While reading some books that discuss the criminal prosecution process will help you learn about it, that learning would be more for your personal edification than anything else. Only an attorney may represent him in any legal attack of his conviction. Moreover, it'll take a good appellate attorney to spot the potential errors in the case that might at least get him a new trial. Appeals and collateral attacks of a murder conviction are complex matters for experienced appellate attorneys. The prosecutors will have their best lawyers working to keep him in prison. If he has any real chance of getting the conviction set aside, it'll take a good defense lawyer to go up against the prosecutor.
In a capital murder case the defendant an indigent client (which is nearly all murder defendants as few people could afford to pay for what a murder defense would cost) is initially respresented by an attorney of the public defender's office. But in an appeal of the conviction he'll likely have a different set of lawyers for that, especially If there was any indication that his trial team as a whole provided incompetent representation. If he got a different lawyer for the appeals that lawyer would have looked at the possibility of a challenge to the conviction based on incompetant representation at trial. If there was something to pursue on that score, the appellate counsel would pursue it. It may have already been done and rejected by the courts. If that's the case, then what you are trying to do will be a dead end. If he has lawyers still working on appeals or other legal maneuvers he should not be discussing his case with you at all. Doing that destroys the attorney-client privilege and makes you a possible witness against him in future hearings or in a future trial.
If he had at least one competent lawyer on his team and that lawyer directed his defense then another attorney on his team falling asleep is very unlikely to make a difference. He'd have to prove the defense team as a whole provided incompetent representation and my guess is that it will be very difficult for him to prove that. Convicts sitting in prison on a capital murder conviction with a possible death sentence looming over them are going to grab onto anything at all that sounds like it might help them get out of prison and hold on to that hope very hard even if, objectively, what they have isn't all that much use to them in challenging the conviction.
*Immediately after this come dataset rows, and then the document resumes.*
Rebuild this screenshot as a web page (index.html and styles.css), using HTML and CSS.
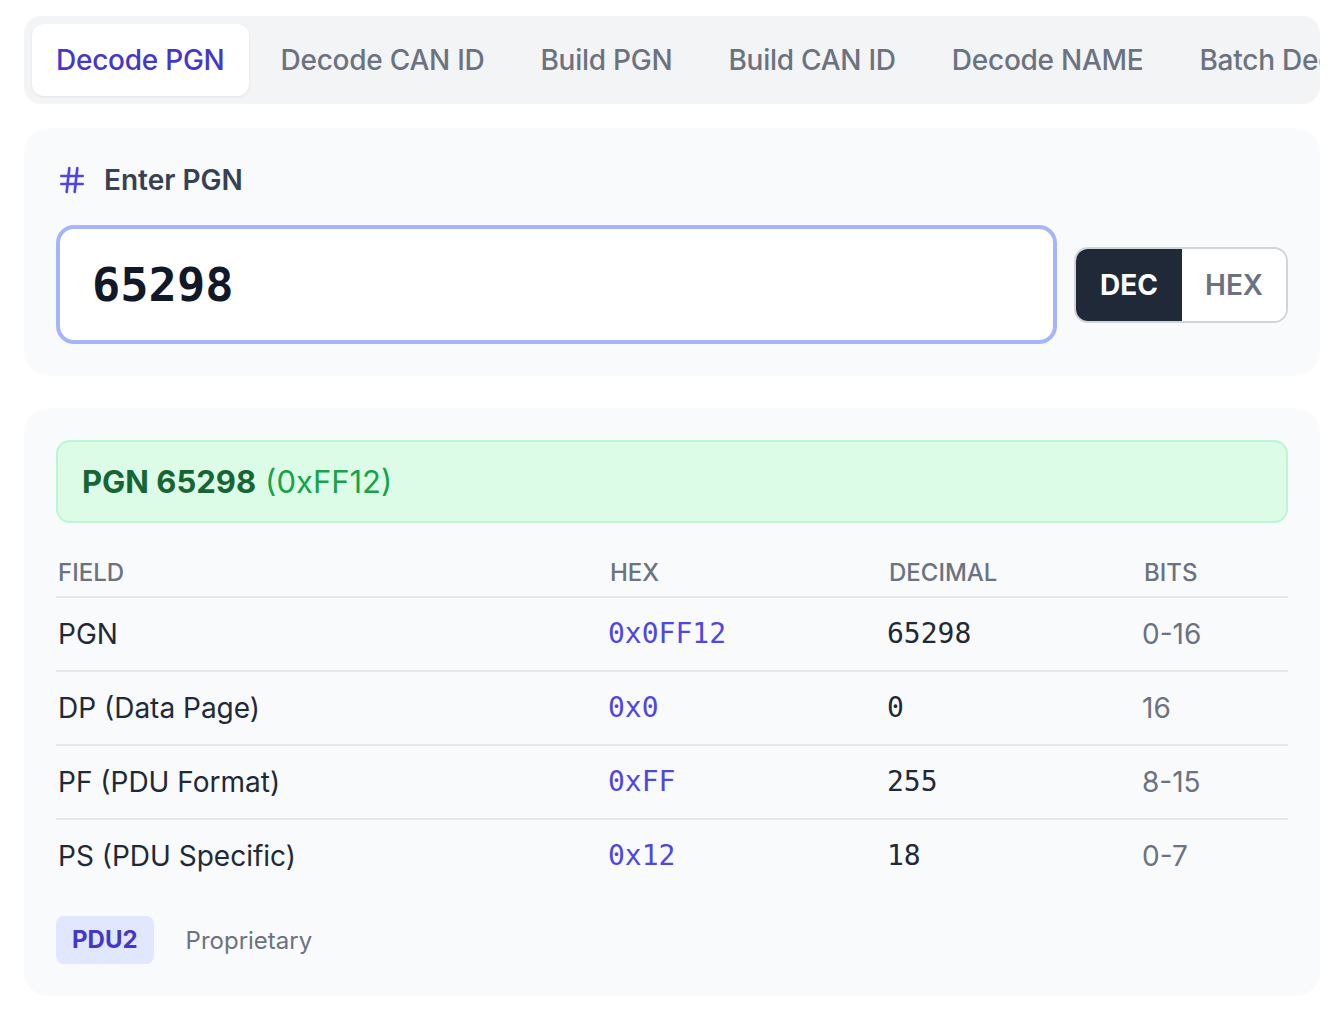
FILE: index.html
```html
<!DOCTYPE html>
<html lang="en">
<head>
  <meta charset="UTF-8" />
  <meta name="viewport" content="width=device-width, initial-scale=1.0" />
  <title>J1939 PGN Tools</title>
  <link rel="stylesheet" href="styles.css">
</head>
<body>
  <div class="page">
    <nav class="tabs">
      <button class="tab active">Decode PGN</button>
      <button class="tab">Decode CAN ID</button>
      <button class="tab">Build PGN</button>
      <button class="tab">Build CAN ID</button>
      <button class="tab">Decode NAME</button>
      <button class="tab">Batch Decode</button>
    </nav>

    <section class="card">
      <label class="field-label" for="pgn">
        <svg class="icon" viewBox="0 0 24 24" fill="none" stroke="currentColor" stroke-width="2" stroke-linecap="round" stroke-linejoin="round">
          <line x1="4" y1="9" x2="20" y2="9" />
          <line x1="4" y1="15" x2="20" y2="15" />
          <line x1="10" y1="3" x2="8" y2="21" />
          <line x1="16" y1="3" x2="14" y2="21" />
        </svg>
        Enter PGN
      </label>
      <div class="input-row">
        <input id="pgn" class="pgn-input" type="text" value="65298" />
        <div class="toggle">
          <button class="on">DEC</button>
          <button>HEX</button>
        </div>
      </div>
    </section>

    <section class="card">
      <div class="banner"><strong>PGN 65298</strong> <span>(0xFF12)</span></div>

      <table class="fields">
        <colgroup>
          <col class="c-field"><col class="c-hex"><col class="c-dec"><col class="c-bits">
        </colgroup>
        <thead>
          <tr><th>Field</th><th>Hex</th><th>Decimal</th><th>Bits</th></tr>
        </thead>
        <tbody>
          <tr><td>PGN</td><td class="hex">0x0FF12</td><td class="dec">65298</td><td class="bits">0-16</td></tr>
          <tr><td>DP (Data Page)</td><td class="hex">0x0</td><td class="dec">0</td><td class="bits">16</td></tr>
          <tr><td>PF (PDU Format)</td><td class="hex">0xFF</td><td class="dec">255</td><td class="bits">8-15</td></tr>
          <tr><td>PS (PDU Specific)</td><td class="hex">0x12</td><td class="dec">18</td><td class="bits">0-7</td></tr>
        </tbody>
      </table>

      <div class="meta">
        <span class="badge">PDU2</span>
        <span class="meta-text">Proprietary</span>
      </div>
    </section>
  </div>
</body>
</html>
```

FILE: styles.css
```css
body {
  margin: 0;
  font-family: Inter, 'Noto Sans', sans-serif;
  background: #fff;
  color: #1f2937;
}

.page {
  padding: 16px 24px;
  display: flex;
  flex-direction: column;
}

/* onglets */
.tabs {
  display: flex;
  gap: 8px;
  padding: 8px;
  background: #f3f4f6;
  border-radius: 18px;
  overflow: hidden;
  margin-bottom: 24px;
}

.tab {
  flex-shrink: 0;
  height: 72px;
  padding: 0 24px;
  border: none;
  border-radius: 12px;
  background: transparent;
  font-family: inherit;
  font-size: 28px;
  font-weight: 500;
  letter-spacing: -0.25px;
  color: #6b7280;
  white-space: nowrap;
  cursor: pointer;
}

.tab.active {
  background: #fff;
  color: #4338ca;
  box-shadow: 0 1px 3px rgba(0,0,0,0.08);
}

.card {
  background: #f9fafb;
  border-radius: 24px;
  padding: 32px;
  margin-bottom: 32px;
}

.field-label {
  display: flex;
  align-items: center;
  gap: 16px;
  height: 40px;
  font-size: 28px;
  font-weight: 600;
  color: #374151;
  margin-bottom: 25px;
}

.icon {
  width: 32px;
  height: 32px;
  color: #4f46e5;
}

.input-row {
  display: flex;
  align-items: center;
  gap: 17px;
}

.pgn-input {
  flex: 1;
  min-width: 0;
  height: 119px;
  box-sizing: border-box;
  padding: 0 32px;
  border: 4px solid #a5b4fc;
  border-radius: 18px;
  background: #fff;
  font-family: 'DejaVu Sans Mono', monospace;
  font-size: 47px;
  font-weight: 700;
  color: #111827;
  outline: none;
}

.toggle {
  display: flex;
  border: 2px solid #d1d5db;
  border-radius: 14px;
  overflow: hidden;
  background: #fff;
}

.toggle button {
  height: 72px;
  padding: 0 24px;
  border: none;
  background: #fff;
  font-family: inherit;
  font-size: 28px;
  font-weight: 600;
  color: #6b7280;
}

.toggle button.on {
  background: #1f2937;
  color: #fff;
  font-weight: 700;
}

.toggle button + button {
  padding: 0 23px;
}

/* résultat */
.banner {
  padding: 0 24px;
  height: 83px;
  box-sizing: border-box;
  display: flex;
  align-items: center;
  gap: 9px;
  background: #dcfce7;
  border: 2px solid #bbf7d0;
  border-radius: 14px;
  font-size: 31px;
  color: #16a34a;
}

.banner strong {
  color: #166534;
  font-weight: 700;
}

.fields {
  width: 100%;
  margin-top: 24px;
  border-collapse: collapse;
  table-layout: fixed;
}

.c-field { width: 552px; }
.c-hex { width: 279px; }
.c-dec { width: 255px; }

.fields th {
  text-align: left;
  padding: 12px 0 9px 2px;
  line-height: 28px;
  font-size: 24px;
  font-weight: 500;
  text-transform: uppercase;
  color: #6b7280;
  border-bottom: 2px solid #e5e7eb;
}

.fields td {
  padding: 20px 0 20px 2px;
  line-height: 32px;
  font-size: 28px;
  color: #1f2937;
  border-bottom: 2px solid #e5e7eb;
}

.fields tbody tr:last-child td {
  border-bottom: none;
}

.fields td.hex,
.fields td.dec {
  font-family: 'DejaVu Sans Mono', monospace;
  font-size: 28px;
  padding-left: 0;
}

.fields td.hex { color: #4f46e5; }
.fields td.bits { color: #6b7280; padding-left: 0; }

.meta {
  display: flex;
  align-items: center;
  gap: 32px;
  margin-top: 24px;
}

.badge {
  padding: 8px 16px;
  line-height: 32px;
  border-radius: 8px;
  background: #e0e7ff;
  color: #4338ca;
  font-size: 24px;
  font-weight: 700;
}

.meta-text {
  font-size: 24px;
  color: #6b7280;
}
```
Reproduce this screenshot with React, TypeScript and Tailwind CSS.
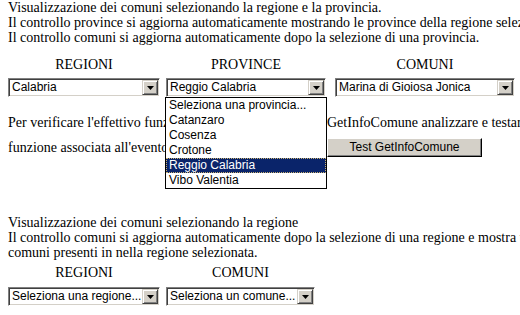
import React from 'react';

const serif = "font-['Liberation_Serif','Times_New_Roman',serif]";
const sans = "font-['Liberation_Sans',Arial,sans-serif]";

const Arrow = () => (
  <div className="w-[16px] h-[15px] shrink-0 flex items-center justify-center bg-[#d4d0c8] border border-t-[#d4d0c8] border-l-[#d4d0c8] border-r-[#404040] border-b-[#404040] shadow-[inset_1px_1px_0_#ffffff,inset_-1px_-1px_0_#808080]">
    <svg width="7" height="4" viewBox="0 0 7 4">
      <polygon points="0,0 7,0 3.5,4" fill="#000" />
    </svg>
  </div>
);

const Combo = ({ value, width }: { value: string; width: string }) => (
  <div
    className={`${width} h-[19px] flex bg-white border border-t-[#808080] border-l-[#808080] border-r-white border-b-white shadow-[inset_1px_1px_0_#404040,inset_-1px_-1px_0_#d4d0c8] p-[1px]`}
  >
    <div className={`flex-1 pl-[2px] text-[12px] leading-[15px] text-black overflow-hidden whitespace-nowrap ${sans}`}>
      {value}
    </div>
    <Arrow />
  </div>
);

const province = ['Seleziona una provincia...', 'Catanzaro', 'Cosenza', 'Crotone', 'Reggio Calabria', 'Vibo Valentia'];

const DropList = () => (
  <div className={`absolute z-10 top-full left-[-1px] w-[162px] bg-white border border-black text-[12px] ${sans}`}>
    {province.map((p) =>
      p === 'Reggio Calabria' ? (
        <div
          key={p}
          className="h-[15px] leading-[15px] pl-[3px] bg-[#0a246a] text-white outline outline-1 outline-dotted outline-[#c8b070] -outline-offset-1"
        >
          {p}
        </div>
      ) : (
        <div key={p} className="h-[15px] leading-[15px] pl-[3px] text-black">
          {p}
        </div>
      )
    )}
  </div>
);

const Column = ({
  label,
  value,
  width,
  gap,
  open,
}: {
  label: string;
  value: string;
  width: string;
  gap: string;
  open?: boolean;
}) => (
  <div className={`flex flex-col items-center ${gap}`}>
    <div className="h-[15px] leading-[15px]">{label}</div>
    <div className="relative">
      <Combo value={value} width={width} />
      {open && <DropList />}
    </div>
  </div>
);

export default function App() {
  return (
    <div className={`w-[520px] h-[315px] overflow-hidden bg-white text-black ${serif}`}>
      <div className="w-[800px] pl-[8px] text-[14px] leading-[15px] whitespace-nowrap">
        {/* Regioni / province / comuni */}
        <div>Visualizzazione dei comuni selezionando la regione e la provincia.</div>
        <div>Il controllo province si aggiorna automaticamente mostrando le province della regione selezionata.</div>
        <div>Il controllo comuni si aggiorna automaticamente dopo la selezione di una provincia.</div>

        <div className="mt-[12px] flex items-start">
          <Column label="REGIONI" value="Calabria" width="w-[152px]" gap="gap-[6px]" />
          <div className="ml-[6px]">
            <Column label="PROVINCE" value="Reggio Calabria" width="w-[160px]" gap="gap-[6px]" open />
          </div>
          <div className="ml-[9px]">
            <Column label="COMUNI" value="Marina di Gioiosa Jonica" width="w-[180px]" gap="gap-[6px]" />
          </div>
        </div>

        <div className="mt-[18px] h-[15px]">
          <span className="inline-block w-[319px] overflow-hidden align-top">
            Per verificare l'effettivo funzionamento del controllo premere il pulsante Test
          </span>
          GetInfoComune analizzare e testare la
        </div>
        <div className="mt-[8px] flex items-center h-[19px]">
          <span className="inline-block w-[319px]">funzione associata all'evento</span>
          <button
            className={`w-[155px] h-[19px] bg-[#d4d0c8] border border-t-white border-l-white border-r-black border-b-black shadow-[inset_-1px_-1px_0_#808080] text-[12px] leading-[15px] text-black ${sans}`}
          >
            Test GetInfoComune
          </button>
        </div>

        {/* Solo regioni / comuni */}
        <div className="mt-[58px]">Visualizzazione dei comuni selezionando la regione</div>
        <div>Il controllo comuni si aggiorna automaticamente dopo la selezione di una regione e mostra tutti i</div>
        <div>comuni presenti in nella regione selezionata.</div>

        <div className="mt-[5px] flex items-start">
          <Column label="REGIONI" value="Seleziona una regione..." width="w-[152px]" gap="gap-[7px]" />
          <div className="ml-[6px]">
            <Column label="COMUNI" value="Seleziona un comune..." width="w-[149px]" gap="gap-[7px]" />
          </div>
        </div>
      </div>
    </div>
  );
}
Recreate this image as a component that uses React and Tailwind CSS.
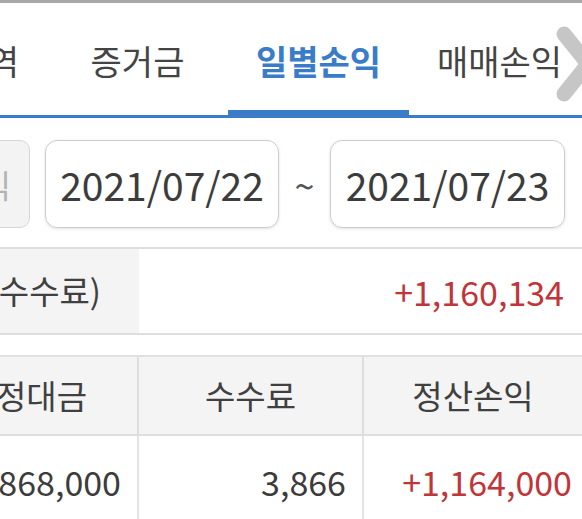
export default function App() {
  const tabs = [
    { label: "체결내역", active: false },
    { label: "증거금", active: false },
    { label: "일별손익", active: true },
    { label: "매매손익", active: false },
  ];
  return (
    <div className="relative w-[582px] h-[519px] overflow-hidden bg-white font-['Noto_Sans_CJK_KR','Noto_Sans',sans-serif] text-[#404040]">
      <div className="h-[3px] bg-[#a8a8a8]" />
      {/* Tabs */}
      <div className="h-[115px] overflow-hidden border-b-[3px] border-[#3b7cc9]">
        <div className="flex h-[112px] ml-[-134px]">
          {tabs.map((t) => (
            <div key={t.label} className="flex w-[181px] shrink-0 flex-col">
              <div
                className={
                  "flex flex-1 items-center justify-center pt-[8px] text-[34px] leading-none whitespace-nowrap " +
                  (t.active ? "font-bold text-[#3b7cc9]" : "text-[#444]")
                }
              >
                {t.label}
              </div>
              <div className={t.active ? "h-[5px] bg-[#3b7cc9]" : "h-[5px]"} />
            </div>
          ))}
        </div>
      </div>
      {/* chevron overlay */}
      <svg
        className="absolute left-[552px] top-[24px]"
        width="44"
        height="80"
        viewBox="0 0 44 80"
      >
        <polyline
          points="12,10 36,40 12,70"
          fill="none"
          stroke="#c6c6c6"
          strokeWidth="15"
          strokeLinecap="round"
          strokeLinejoin="round"
        />
      </svg>
      {/* Date row */}
      <div className="flex h-[131px] items-start overflow-hidden border-b-2 border-[#dedede] pt-[22px]">
        <div className="flex ml-[-60px] h-[88px] w-[90px] shrink-0 items-center justify-end rounded-[10px] border border-[#d6d6d6] bg-[#f3f3f3] pr-[18px] text-[32px] text-[#b3b3b3]">
          익
        </div>
        <div className="ml-[15px] flex h-[88px] w-[234px] shrink-0 items-center justify-center rounded-[12px] border border-[#cdcdcd] shadow-[0_1px_3px_rgba(0,0,0,0.12)] text-[39px] leading-none text-[#3c3c3c]">
          2021/07/22
        </div>
        <div className="flex h-[88px] w-[51px] shrink-0 items-center justify-center text-[36px] leading-none text-[#555]">
          ~
        </div>
        <div className="flex h-[88px] w-[235px] shrink-0 items-center justify-center rounded-[12px] border border-[#cdcdcd] shadow-[0_1px_3px_rgba(0,0,0,0.12)] text-[39px] leading-none text-[#3c3c3c]">
          2021/07/23
        </div>
      </div>
      {/* Summary row */}
      <div className="flex h-[86px] overflow-hidden border-b-2 border-[#dedede]">
        <div className="flex w-[139px] shrink-0 items-center justify-end overflow-hidden bg-[#f4f4f4] pr-[38px] text-[33px] whitespace-nowrap text-[#404040]">
          <span className="shrink-0">손익합계(수수료)</span>
        </div>
        <div className="flex flex-1 items-center justify-end pr-[18px] text-[34px] text-[#c0353a]">
          +1,160,134
        </div>
      </div>
      <div className="h-[20px]" />
      {/* Table */}
      <div className="overflow-hidden border-t-2 border-[#e0e0e0]">
        <div className="flex h-[79px] border-b-2 border-[#dedede] bg-[#f4f4f4] text-[33px] text-[#404040]">
          <div className="flex w-[139px] shrink-0 items-center justify-end overflow-hidden border-r-2 border-[#dedede] pr-[50px] whitespace-nowrap">
            <span className="shrink-0">약정대금</span>
          </div>
          <div className="flex w-[225px] shrink-0 items-center justify-center border-r-2 border-[#dedede]">
            수수료
          </div>
          <div className="flex flex-1 items-center justify-center">정산손익</div>
        </div>
        <div className="flex h-[90px] text-[34px] text-[#3c3c3c]">
          <div className="flex w-[139px] shrink-0 items-center justify-end overflow-hidden border-r-2 border-[#e4e4e4] pr-[16px] whitespace-nowrap">
            <span className="shrink-0">24,868,000</span>
          </div>
          <div className="flex w-[225px] shrink-0 items-center justify-end border-r-2 border-[#e4e4e4] pr-[16px]">
            3,866
          </div>
          <div className="flex flex-1 items-center justify-end pr-[10px] text-[#c0353a]">
            +1,164,000
          </div>
        </div>
      </div>
    </div>
  );
}
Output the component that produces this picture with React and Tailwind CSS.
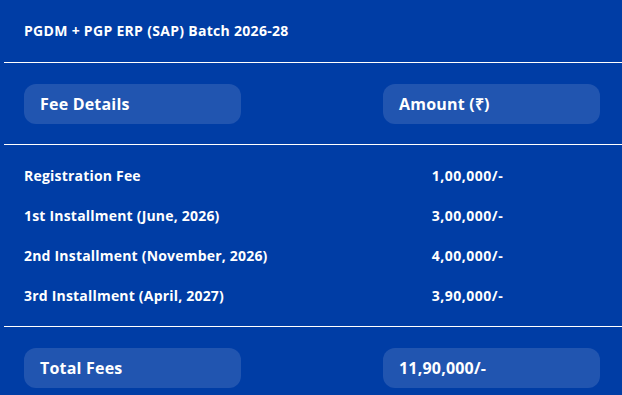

They need that hope to help manage the depression they tend to suffer in prison with the prospect of never leaving that place alive.
Also, prisoners have been known to spin tales of woe for people on the outside to get things from them. In other words, they scam people by playing on their sympathy.
So be careful. You don't want to be a scam victim. And if he's telling you the truth, you don't want to be the reason the attack on his conviction fails. If his lawyers don't know you've been communicating with him, they need to know that to cut off any future problems that might arise and to do damage control for anything already done that might hurt him.
I don't mean to sound harsh. Your heart is in the right place by wanting to help others. But its important for you to know there is little that you can do for him in attacking his conviction or sentence. His lawyers have to do that. There is, however, the chance you might unintentionally make things even harder for him. Before communicating further with him, my suggestion is that you talk to his lawyers to make sure you understand the things you should not discuss with him. Bear in mind that all prison communications by inmates are screened by prison officials and recorded, with the exception of protected conversations with his lawyers.